***** Supplied information

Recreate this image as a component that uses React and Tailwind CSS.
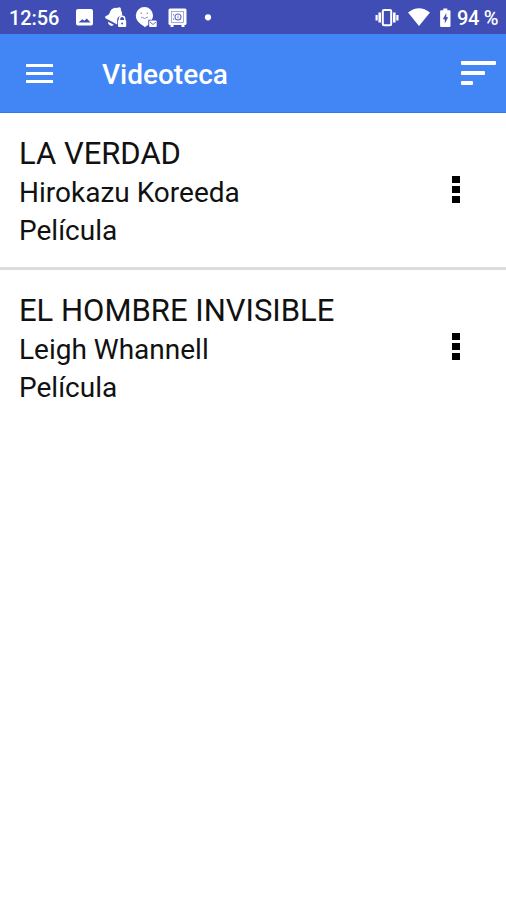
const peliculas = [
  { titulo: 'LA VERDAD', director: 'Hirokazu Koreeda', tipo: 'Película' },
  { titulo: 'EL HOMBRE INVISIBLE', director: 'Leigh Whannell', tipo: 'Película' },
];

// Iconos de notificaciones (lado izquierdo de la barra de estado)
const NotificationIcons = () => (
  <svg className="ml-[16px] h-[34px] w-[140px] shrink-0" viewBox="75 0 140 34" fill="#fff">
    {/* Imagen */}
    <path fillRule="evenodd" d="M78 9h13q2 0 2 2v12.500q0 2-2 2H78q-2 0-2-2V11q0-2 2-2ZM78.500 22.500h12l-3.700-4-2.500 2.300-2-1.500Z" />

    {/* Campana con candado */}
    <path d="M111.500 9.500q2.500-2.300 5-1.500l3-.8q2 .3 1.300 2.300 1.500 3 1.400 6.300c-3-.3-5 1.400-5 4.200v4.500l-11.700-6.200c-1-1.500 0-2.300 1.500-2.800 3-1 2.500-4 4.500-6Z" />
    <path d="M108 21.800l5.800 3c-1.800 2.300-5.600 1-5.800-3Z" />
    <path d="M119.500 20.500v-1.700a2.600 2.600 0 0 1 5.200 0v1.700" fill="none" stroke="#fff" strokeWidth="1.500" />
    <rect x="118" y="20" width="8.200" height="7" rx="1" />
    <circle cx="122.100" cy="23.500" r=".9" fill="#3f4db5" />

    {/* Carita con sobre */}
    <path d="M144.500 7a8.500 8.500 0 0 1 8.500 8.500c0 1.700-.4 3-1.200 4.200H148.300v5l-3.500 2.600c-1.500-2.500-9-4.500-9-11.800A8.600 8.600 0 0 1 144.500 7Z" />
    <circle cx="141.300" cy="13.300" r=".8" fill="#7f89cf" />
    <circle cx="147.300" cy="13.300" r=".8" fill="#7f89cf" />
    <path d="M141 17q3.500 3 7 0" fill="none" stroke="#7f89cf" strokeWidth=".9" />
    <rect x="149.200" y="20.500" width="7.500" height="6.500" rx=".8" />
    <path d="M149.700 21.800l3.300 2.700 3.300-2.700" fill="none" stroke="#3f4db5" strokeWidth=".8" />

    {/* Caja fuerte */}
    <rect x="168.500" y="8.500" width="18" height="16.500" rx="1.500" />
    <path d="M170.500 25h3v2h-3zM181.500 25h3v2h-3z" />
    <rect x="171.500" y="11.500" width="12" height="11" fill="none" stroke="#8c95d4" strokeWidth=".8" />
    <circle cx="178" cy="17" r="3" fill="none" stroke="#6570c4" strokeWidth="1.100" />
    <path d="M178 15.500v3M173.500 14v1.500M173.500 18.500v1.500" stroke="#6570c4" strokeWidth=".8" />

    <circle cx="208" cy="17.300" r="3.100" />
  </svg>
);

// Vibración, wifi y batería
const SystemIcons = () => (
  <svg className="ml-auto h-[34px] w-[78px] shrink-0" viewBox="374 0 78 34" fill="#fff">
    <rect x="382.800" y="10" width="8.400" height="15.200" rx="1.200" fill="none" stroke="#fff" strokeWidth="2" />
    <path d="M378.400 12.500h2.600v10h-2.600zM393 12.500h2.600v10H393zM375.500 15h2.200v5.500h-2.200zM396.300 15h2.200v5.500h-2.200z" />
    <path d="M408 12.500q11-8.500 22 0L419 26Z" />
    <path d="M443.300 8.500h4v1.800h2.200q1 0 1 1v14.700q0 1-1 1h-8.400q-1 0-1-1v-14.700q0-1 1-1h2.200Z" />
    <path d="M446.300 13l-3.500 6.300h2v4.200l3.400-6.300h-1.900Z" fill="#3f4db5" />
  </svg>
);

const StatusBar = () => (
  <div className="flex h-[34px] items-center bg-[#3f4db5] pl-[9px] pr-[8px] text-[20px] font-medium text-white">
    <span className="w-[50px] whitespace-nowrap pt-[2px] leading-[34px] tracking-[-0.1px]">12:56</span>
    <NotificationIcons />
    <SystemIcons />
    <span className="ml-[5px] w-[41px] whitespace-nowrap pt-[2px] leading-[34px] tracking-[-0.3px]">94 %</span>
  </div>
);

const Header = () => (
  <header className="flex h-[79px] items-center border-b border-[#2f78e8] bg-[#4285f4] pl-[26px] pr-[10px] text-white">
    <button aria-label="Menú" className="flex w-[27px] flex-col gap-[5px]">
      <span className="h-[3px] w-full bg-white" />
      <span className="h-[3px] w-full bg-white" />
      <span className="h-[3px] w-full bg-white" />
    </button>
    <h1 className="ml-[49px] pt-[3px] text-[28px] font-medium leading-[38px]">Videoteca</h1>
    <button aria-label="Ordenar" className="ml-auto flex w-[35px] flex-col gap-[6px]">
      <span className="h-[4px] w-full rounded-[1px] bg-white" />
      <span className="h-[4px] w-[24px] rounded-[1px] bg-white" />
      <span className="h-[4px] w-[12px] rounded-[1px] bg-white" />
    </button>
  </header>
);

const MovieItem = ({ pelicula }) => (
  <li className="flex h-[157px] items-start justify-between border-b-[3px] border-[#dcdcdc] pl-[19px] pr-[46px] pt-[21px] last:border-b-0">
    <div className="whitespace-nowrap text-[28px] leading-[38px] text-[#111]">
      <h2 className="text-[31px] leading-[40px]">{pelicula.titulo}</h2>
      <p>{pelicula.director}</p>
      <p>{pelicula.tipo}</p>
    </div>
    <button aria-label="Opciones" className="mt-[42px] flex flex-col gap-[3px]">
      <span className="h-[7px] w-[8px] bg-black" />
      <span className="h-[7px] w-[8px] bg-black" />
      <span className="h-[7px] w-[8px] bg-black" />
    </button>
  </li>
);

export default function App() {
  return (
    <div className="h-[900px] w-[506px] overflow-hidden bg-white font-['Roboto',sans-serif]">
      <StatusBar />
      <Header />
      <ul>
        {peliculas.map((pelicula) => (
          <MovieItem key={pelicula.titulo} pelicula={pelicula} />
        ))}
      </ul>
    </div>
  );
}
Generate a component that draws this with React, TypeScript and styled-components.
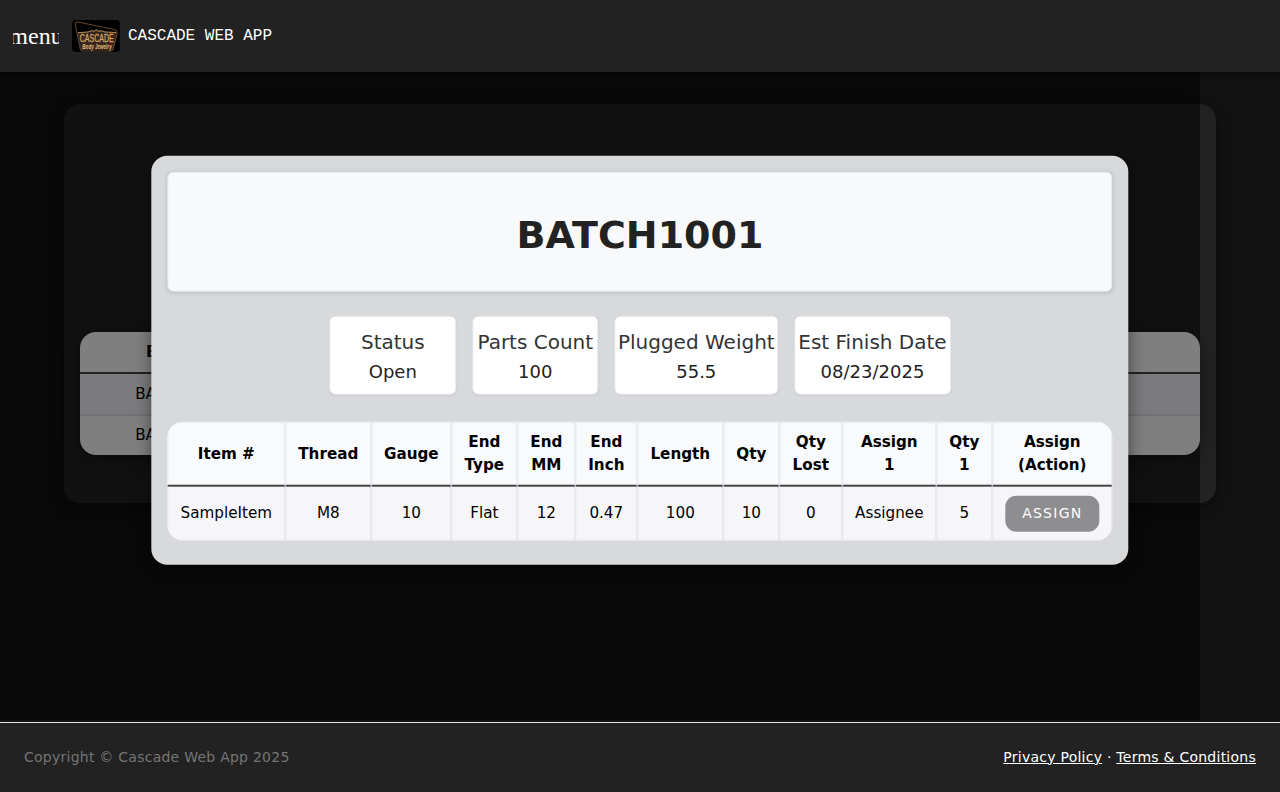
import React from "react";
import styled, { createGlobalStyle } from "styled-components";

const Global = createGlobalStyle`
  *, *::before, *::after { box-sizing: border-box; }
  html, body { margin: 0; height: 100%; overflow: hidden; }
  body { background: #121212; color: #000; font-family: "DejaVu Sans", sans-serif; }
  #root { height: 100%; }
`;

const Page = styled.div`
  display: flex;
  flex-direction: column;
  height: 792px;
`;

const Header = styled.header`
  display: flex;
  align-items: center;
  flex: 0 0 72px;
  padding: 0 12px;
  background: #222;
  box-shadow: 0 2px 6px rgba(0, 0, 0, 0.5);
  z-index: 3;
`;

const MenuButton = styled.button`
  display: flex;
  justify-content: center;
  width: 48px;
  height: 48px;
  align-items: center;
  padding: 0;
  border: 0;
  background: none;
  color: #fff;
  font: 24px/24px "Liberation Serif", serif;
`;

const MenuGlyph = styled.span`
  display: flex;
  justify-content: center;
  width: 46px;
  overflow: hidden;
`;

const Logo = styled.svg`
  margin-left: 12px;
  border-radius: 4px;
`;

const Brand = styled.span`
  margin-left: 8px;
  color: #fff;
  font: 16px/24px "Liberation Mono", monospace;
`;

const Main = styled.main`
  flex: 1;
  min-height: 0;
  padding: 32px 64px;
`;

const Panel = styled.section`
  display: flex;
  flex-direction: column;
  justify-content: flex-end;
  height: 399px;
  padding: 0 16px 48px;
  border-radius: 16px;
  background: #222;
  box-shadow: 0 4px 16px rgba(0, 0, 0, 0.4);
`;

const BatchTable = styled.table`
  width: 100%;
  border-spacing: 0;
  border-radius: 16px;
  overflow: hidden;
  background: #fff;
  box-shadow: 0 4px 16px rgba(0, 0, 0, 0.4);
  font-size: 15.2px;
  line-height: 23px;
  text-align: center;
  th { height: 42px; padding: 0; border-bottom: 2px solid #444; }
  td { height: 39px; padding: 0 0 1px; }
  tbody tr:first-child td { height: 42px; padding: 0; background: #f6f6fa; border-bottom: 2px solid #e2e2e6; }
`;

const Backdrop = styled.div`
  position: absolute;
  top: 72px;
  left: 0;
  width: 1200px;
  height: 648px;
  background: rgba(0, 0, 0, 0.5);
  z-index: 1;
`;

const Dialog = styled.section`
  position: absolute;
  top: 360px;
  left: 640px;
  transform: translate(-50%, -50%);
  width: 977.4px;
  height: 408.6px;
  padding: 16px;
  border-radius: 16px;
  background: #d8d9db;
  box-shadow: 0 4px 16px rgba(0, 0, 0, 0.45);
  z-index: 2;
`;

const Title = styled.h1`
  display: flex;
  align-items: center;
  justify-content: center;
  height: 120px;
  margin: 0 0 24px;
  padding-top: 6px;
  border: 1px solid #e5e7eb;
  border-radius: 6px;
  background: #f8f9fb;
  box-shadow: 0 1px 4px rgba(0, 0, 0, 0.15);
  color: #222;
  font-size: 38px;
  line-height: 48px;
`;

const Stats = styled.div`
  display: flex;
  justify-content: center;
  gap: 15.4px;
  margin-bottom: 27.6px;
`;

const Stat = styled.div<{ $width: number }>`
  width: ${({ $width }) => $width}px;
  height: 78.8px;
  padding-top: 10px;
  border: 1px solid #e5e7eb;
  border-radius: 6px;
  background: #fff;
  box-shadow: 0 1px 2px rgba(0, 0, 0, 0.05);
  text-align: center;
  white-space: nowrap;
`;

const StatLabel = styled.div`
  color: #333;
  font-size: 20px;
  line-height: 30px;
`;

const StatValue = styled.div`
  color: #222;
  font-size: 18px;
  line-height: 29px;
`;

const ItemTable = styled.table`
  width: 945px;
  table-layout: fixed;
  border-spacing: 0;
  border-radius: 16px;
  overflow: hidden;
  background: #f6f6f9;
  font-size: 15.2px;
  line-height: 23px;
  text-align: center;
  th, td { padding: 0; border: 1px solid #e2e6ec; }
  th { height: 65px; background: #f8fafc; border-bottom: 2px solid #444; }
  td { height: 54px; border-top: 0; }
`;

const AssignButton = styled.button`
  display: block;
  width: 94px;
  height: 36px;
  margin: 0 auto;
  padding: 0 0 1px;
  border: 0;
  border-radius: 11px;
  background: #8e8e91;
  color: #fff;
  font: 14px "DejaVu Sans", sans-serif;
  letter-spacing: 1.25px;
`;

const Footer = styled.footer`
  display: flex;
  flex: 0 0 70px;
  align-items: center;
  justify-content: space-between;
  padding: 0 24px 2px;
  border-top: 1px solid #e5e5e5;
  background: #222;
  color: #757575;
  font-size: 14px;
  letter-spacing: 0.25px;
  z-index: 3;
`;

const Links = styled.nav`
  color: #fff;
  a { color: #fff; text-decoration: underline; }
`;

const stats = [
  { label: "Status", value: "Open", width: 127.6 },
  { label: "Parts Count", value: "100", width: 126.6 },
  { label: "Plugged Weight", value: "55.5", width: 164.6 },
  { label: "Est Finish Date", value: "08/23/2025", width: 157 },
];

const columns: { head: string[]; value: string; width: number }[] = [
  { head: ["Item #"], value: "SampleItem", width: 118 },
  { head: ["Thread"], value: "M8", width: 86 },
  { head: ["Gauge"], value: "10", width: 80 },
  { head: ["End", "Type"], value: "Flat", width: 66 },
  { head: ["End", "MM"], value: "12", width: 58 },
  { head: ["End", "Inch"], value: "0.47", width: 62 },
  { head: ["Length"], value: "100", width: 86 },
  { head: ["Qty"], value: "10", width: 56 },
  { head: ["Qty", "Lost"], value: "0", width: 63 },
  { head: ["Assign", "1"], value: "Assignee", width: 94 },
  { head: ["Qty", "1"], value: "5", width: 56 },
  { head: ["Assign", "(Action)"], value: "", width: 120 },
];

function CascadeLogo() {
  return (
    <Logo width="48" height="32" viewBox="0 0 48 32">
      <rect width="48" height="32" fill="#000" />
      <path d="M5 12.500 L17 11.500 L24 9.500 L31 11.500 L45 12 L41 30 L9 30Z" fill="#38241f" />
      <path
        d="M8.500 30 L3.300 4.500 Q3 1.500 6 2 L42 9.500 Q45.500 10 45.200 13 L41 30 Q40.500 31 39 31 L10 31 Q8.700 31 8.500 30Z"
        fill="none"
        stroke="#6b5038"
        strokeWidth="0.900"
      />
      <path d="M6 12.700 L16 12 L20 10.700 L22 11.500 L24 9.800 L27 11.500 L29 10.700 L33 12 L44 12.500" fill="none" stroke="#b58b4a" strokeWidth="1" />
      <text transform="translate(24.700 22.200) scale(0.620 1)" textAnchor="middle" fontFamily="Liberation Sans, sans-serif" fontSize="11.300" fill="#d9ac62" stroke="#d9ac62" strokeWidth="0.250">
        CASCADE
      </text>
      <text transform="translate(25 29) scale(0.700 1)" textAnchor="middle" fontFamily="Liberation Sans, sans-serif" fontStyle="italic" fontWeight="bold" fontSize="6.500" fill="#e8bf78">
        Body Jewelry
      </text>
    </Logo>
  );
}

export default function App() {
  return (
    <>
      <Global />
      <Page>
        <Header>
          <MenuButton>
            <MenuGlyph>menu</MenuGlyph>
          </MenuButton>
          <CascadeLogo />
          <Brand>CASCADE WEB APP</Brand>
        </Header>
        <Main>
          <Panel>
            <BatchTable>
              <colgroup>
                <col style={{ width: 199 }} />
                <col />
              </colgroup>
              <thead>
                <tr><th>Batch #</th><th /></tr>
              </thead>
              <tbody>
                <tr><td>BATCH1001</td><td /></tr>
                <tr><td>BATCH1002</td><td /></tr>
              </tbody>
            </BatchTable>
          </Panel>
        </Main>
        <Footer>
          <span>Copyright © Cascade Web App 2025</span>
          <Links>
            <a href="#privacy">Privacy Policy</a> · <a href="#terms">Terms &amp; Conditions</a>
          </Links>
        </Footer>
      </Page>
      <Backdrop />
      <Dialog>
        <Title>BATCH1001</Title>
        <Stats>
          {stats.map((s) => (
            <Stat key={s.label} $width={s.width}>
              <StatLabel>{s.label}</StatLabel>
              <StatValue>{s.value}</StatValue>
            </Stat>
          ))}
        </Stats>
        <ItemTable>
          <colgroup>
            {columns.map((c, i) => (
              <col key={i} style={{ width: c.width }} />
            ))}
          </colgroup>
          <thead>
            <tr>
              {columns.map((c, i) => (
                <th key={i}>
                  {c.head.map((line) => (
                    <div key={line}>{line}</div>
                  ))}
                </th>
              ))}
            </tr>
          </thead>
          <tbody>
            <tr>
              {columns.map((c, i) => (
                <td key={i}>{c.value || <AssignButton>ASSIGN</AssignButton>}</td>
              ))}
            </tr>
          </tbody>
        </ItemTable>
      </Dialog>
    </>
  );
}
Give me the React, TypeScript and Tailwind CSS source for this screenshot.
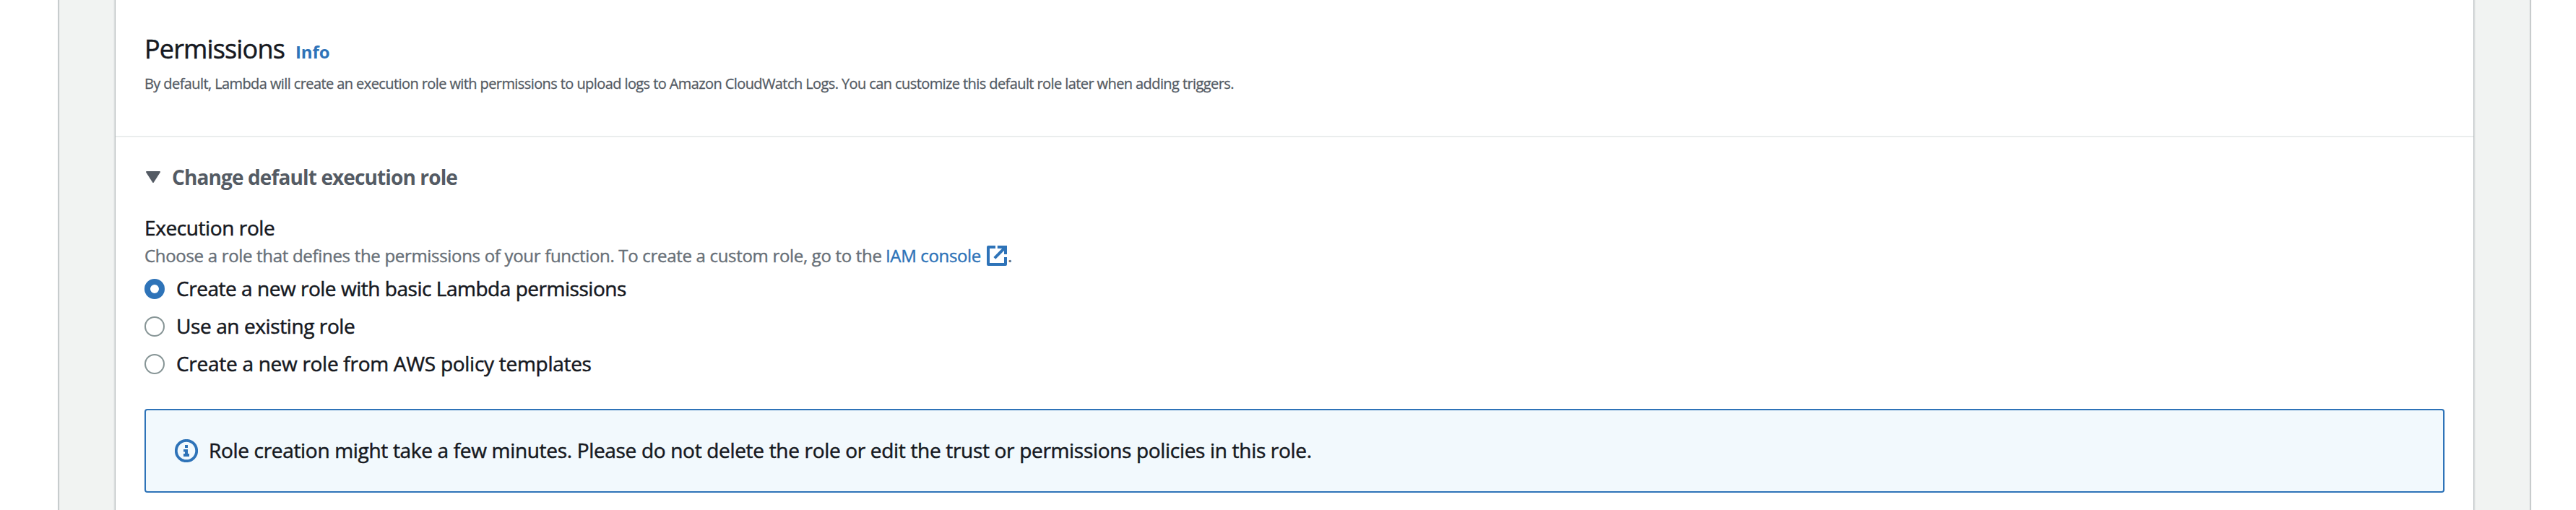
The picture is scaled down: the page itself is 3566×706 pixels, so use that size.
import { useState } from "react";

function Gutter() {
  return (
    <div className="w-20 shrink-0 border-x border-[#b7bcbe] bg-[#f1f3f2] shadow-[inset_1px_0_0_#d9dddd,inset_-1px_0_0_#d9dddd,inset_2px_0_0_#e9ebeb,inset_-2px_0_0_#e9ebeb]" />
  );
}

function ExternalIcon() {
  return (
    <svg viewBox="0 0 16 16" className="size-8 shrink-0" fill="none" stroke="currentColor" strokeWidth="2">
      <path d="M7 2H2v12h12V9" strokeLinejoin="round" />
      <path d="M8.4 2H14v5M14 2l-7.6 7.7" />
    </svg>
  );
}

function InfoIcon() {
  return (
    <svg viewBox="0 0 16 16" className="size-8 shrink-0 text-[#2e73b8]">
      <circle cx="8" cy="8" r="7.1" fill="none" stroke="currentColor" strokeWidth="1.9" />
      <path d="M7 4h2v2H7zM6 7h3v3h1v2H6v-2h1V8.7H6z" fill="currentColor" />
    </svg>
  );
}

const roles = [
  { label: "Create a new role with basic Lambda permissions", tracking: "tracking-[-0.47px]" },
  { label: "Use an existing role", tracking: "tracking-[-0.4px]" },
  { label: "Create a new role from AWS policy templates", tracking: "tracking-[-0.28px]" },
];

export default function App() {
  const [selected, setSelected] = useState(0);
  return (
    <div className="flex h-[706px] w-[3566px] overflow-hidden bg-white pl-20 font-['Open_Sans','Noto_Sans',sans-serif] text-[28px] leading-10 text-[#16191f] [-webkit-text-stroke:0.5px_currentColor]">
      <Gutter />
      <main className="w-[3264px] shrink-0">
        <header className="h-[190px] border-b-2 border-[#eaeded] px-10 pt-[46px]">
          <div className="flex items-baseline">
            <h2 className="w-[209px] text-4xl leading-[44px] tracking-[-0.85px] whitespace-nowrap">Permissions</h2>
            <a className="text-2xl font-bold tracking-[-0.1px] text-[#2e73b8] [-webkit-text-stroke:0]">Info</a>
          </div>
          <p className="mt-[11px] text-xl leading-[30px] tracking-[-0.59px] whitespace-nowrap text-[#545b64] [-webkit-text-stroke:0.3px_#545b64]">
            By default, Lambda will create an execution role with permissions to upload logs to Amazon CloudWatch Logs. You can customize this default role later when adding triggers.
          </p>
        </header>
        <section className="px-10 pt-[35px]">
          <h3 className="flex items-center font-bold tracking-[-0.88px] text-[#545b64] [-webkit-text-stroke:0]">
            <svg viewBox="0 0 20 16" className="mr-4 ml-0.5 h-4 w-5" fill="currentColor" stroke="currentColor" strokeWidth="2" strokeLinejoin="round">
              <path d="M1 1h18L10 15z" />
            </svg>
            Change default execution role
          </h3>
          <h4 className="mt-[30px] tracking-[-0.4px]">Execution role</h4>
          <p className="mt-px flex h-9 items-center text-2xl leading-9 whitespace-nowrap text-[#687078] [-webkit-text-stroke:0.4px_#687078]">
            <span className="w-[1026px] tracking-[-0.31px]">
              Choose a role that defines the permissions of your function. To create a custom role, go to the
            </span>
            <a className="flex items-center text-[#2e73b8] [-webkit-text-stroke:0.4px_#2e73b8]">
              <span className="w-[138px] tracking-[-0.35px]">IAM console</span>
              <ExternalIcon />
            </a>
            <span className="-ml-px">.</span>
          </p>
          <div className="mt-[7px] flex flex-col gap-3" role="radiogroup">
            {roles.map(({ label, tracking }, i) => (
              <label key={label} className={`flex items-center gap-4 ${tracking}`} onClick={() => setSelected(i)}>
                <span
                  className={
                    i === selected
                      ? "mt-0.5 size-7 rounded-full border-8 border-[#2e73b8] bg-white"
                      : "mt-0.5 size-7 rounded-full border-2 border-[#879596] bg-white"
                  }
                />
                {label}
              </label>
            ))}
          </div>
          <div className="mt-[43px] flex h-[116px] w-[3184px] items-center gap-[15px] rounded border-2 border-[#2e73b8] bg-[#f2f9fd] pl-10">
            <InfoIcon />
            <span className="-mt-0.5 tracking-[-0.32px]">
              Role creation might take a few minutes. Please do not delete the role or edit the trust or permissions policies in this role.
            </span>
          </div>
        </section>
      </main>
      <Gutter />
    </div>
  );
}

**********

◆ Exercise brief ◆
Write out every line of the listing that holds the word "with".

◆ Response below ◆
Generate a component that draws this with React, TypeScript and styled-components.
  { label: "Create a new role with basic Lambda permissions", tracking: "tracking-[-0.47px]" },
            By default, Lambda will create an execution role with permissions to upload logs to Amazon CloudWatch Logs. You can customize this default role later when adding triggers.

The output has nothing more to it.